Albert Barnes Commentary Job 9:3

Albert Barnes Commentary

Job 9:3

1798–1870
Presbyterian
Albert Barnes
Albert Barnes

Albert Barnes Commentary

Job 9:3

1798–1870
Presbyterian
SCRIPTURE

"If he be pleased to contend with him, He cannot answer him one of a thousand." — Job 9:3 (ASV)

If he will contend with him - That is, if God enters into a controversy with man. If God chooses to charge him with a crime and to hold him responsible for his deeds. The language here is taken from courts of justice, and means that if a trial were instituted, where God should submit charges and the matter were left to adjudication, man could not answer the charges against him .
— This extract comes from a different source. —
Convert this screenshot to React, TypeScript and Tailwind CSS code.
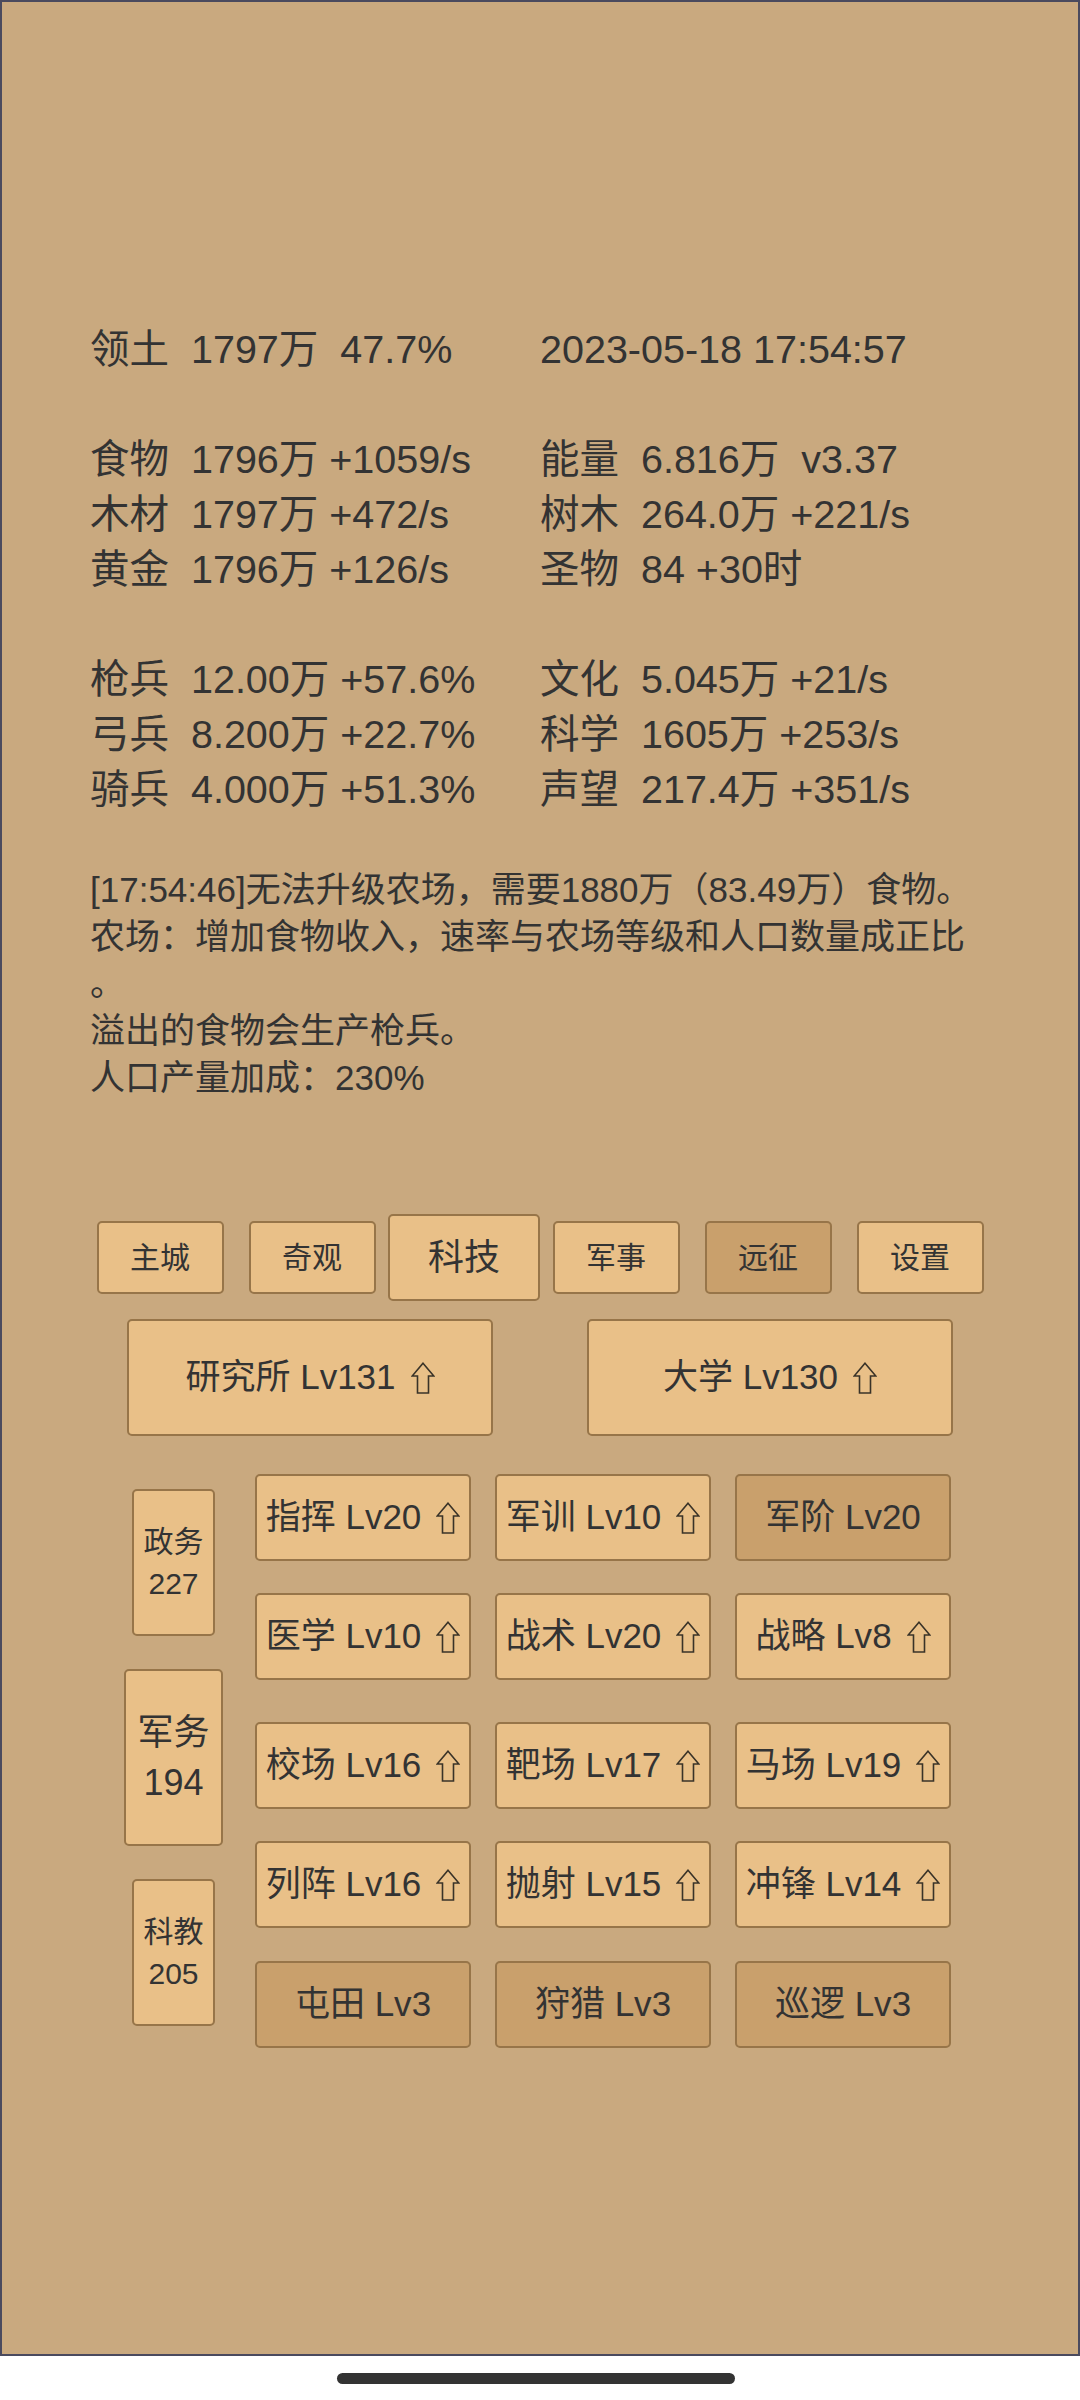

He cannot answer him one of a thousand - For one of a thousand of the sins charged against him. The word “thousand” here is used to denote the largest number, or all. A man who could not answer for one charge brought against him out of a thousand must be held to be guilty; and the expression here is equivalent to saying that he could not answer him at all.

It may also be implied that God has many charges against man. His sins are to be reckoned by thousands. They are numerous as his years, his months, his weeks, his days, his hours, his moments; numerous as his privileges, his deeds, and his thoughts. For not one of those sins can he answer. He can give no satisfactory account before an impartial tribunal for any of them. If so, how deeply guilty is man before God!

How glorious that plan of justification by which he can be freed from this long list of offences, and treated as though he had not sinned!